Caused by: java.lang.NullPointerException: null
    at org.springframework.cloud.netflix.feign.ribbon.LoadBalancerFeignClient.execute(LoadBalancerFeignClient.java:63)
    at org.springframework.cloud.sleuth.instrument.web.client.feign.TraceLoadBalancerFeignClient.execute(TraceLoadBalancerFeignClient.java:41)
    at feign.SynchronousMethodHandler.executeAndDecode(SynchronousMethodHandler.java:97)
    at feign.SynchronousMethodHandler.invoke(SynchronousMethodHandler.java:76)
    at feign.hystrix.HystrixInvocationHandler$1.run(HystrixInvocationHandler.java:108)
    at com.netflix.hystrix.HystrixCommand$2.call(HystrixCommand.java:301)
    at com.netflix.hystrix.HystrixCommand$2.call(HystrixCommand.java:297)
    at rx.internal.operators.OnSubscribeDefer.call(OnSubscribeDefer.java:46)
    at rx.internal.operators.OnSubscribeDefer.call(OnSubscribeDefer.java:35)
    at rx.internal.operators.OnSubscribeLift.call(OnSubscribeLift.java:48)
    at rx.internal.operators.OnSubscribeLift.call(OnSubscribeLift.java:30)
    at rx.internal.operators.OnSubscribeLift.call(OnSubscribeLift.java:48)
    at rx.internal.operators.OnSubscribeLift.call(OnSubscribeLift.java:30)
    at rx.internal.operators.OnSubscribeLift.call(OnSubscribeLift.java:48)
    at rx.internal.operators.OnSubscribeLift.call(OnSubscribeLift.java:30)
    at rx.Observable.unsafeSubscribe(Observable.java:10211)
    at rx.internal.operators.OnSubscribeDefer.call(OnSubscribeDefer.java:51)
    at rx.internal.operators.OnSubscribeDefer.call(OnSubscribeDefer.java:35)
    at rx.Observable.unsafeSubscribe(Observable.java:10211)
    at rx.internal.operators.OnSubscribeDoOnEach.call(OnSubscribeDoOnEach.java:41)
    at rx.internal.operators.OnSubscribeDoOnEach.call(OnSubscribeDoOnEach.java:30)
    at rx.internal.operators.OnSubscribeLift.call(OnSubscribeLift.java:48)
    at rx.internal.operators.OnSubscribeLift.call(OnSubscribeLift.java:30)
    at rx.Observable.unsafeSubscribe(Observable.java:10211)
    at rx.internal.operators.OperatorSubscribeOn$1.call(OperatorSubscribeOn.java:94)
    at com.netflix.hystrix.strategy.concurrency.HystrixContexSchedulerAction$1.call(HystrixContexSchedulerAction.java:56)
    at com.netflix.hystrix.strategy.concurrency.HystrixContexSchedulerAction$1.call(HystrixContexSchedulerAction.java:47)
    at our.code.hystrix.AuthContextAwareHystrixConcurrencyStrategy$AuthorizationContextAwareCallable.call(AuthContextAwareHystrixConcurrencyStrategy.java:57)
    at org.springframework.cloud.sleuth.instrument.hystrix.SleuthHystrixConcurrencyStrategy$HystrixTraceCallable.call(SleuthHystrixConcurrencyStrategy.java:154)
    at com.netflix.hystrix.strategy.concurrency.HystrixContexSchedulerAction.call(HystrixContexSchedulerAction.java:69)
    at rx.internal.schedulers.ScheduledAction.run(ScheduledAction.java:55)
    at java.util.concurrent.Executors$RunnableAdapter.call(Executors.java:511)
    at java.util.concurrent.FutureTask.run(FutureTask.java:266)

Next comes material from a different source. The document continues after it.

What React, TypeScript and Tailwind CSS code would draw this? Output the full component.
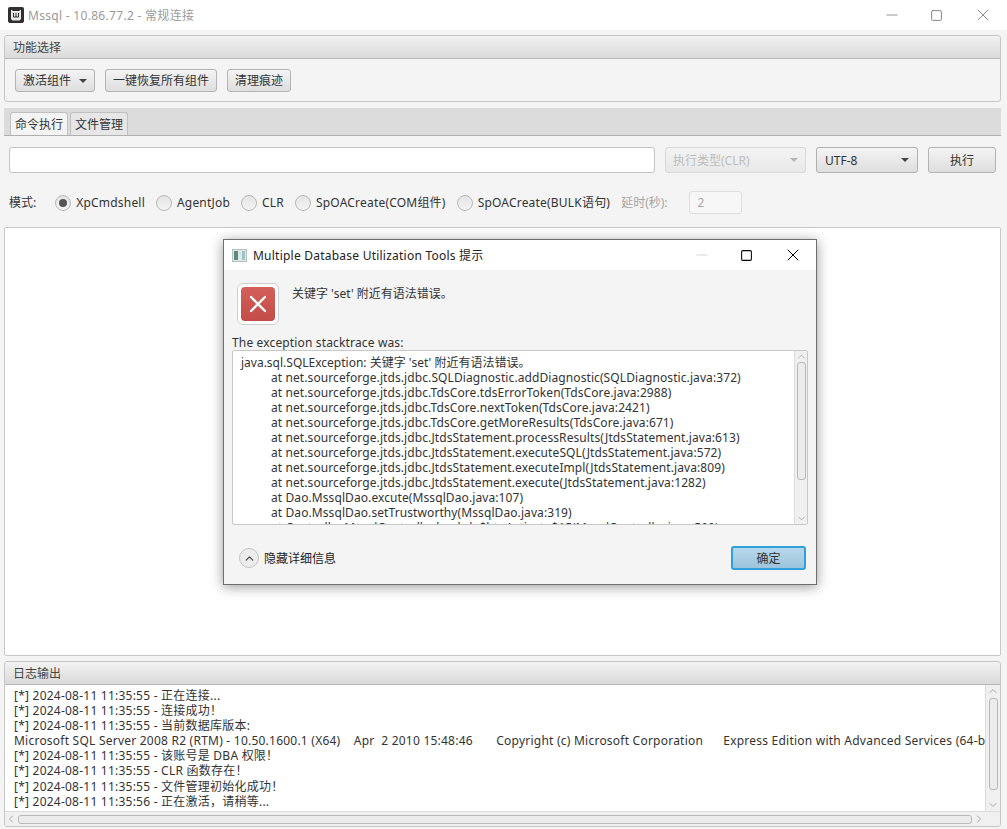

I took a look a spring-cloud-netflix-core (v1.2.2.RELEASE) code and its dependencies, but cannot figure out why the NPE is happening. In the stack trace it's pointing to Line 63 in LoadBalancerFeignClient which is:

private CachingSpringLoadBalancerFactory lbClientFactory;

@Override
public Response execute(Request request, Request.Options options) throws IOException {
  try {
    URI asUri = URI.create(request.url());
    String clientName = asUri.getHost();
    URI uriWithoutHost = cleanUrl(request.url(), clientName);
    FeignLoadBalancer.RibbonRequest ribbonRequest = new FeignLoadBalancer.RibbonRequest(
        this.delegate, request, uriWithoutHost);

    IClientConfig requestConfig = getClientConfig(options, clientName);
    return lbClient(clientName).executeWithLoadBalancer(ribbonRequest, // Line 63
        requestConfig).toResponse();
  }
  catch (ClientException e) {
    IOException io = findIOException(e);
    if (io != null) {
      throw io;
    }
    throw new RuntimeException(e);
  }
}

private FeignLoadBalancer lbClient(String clientName) {
  return this.lbClientFactory.create(clientName);
}

which means only lbClient(clientName) is the one possible place returning null. Looking at CachingSpringLoadBalancerFactory class and its implementation, I found this in the documentation of ConcurrentReferenceHashMap:

NOTE: The use of references means that there is no guarantee that items placed into the map will be subsequently available. The garbage collector may discard references at any time, so it may appear that an unknown thread is silently removing entries.

Now my question is why it's happening and how to solve it. Thanks.


Solution

  • For the record, this the issue on GitHub: https://github.com/spring-cloud/spring-cloud-netflix/issues/2443 Though it is fixed in the new version.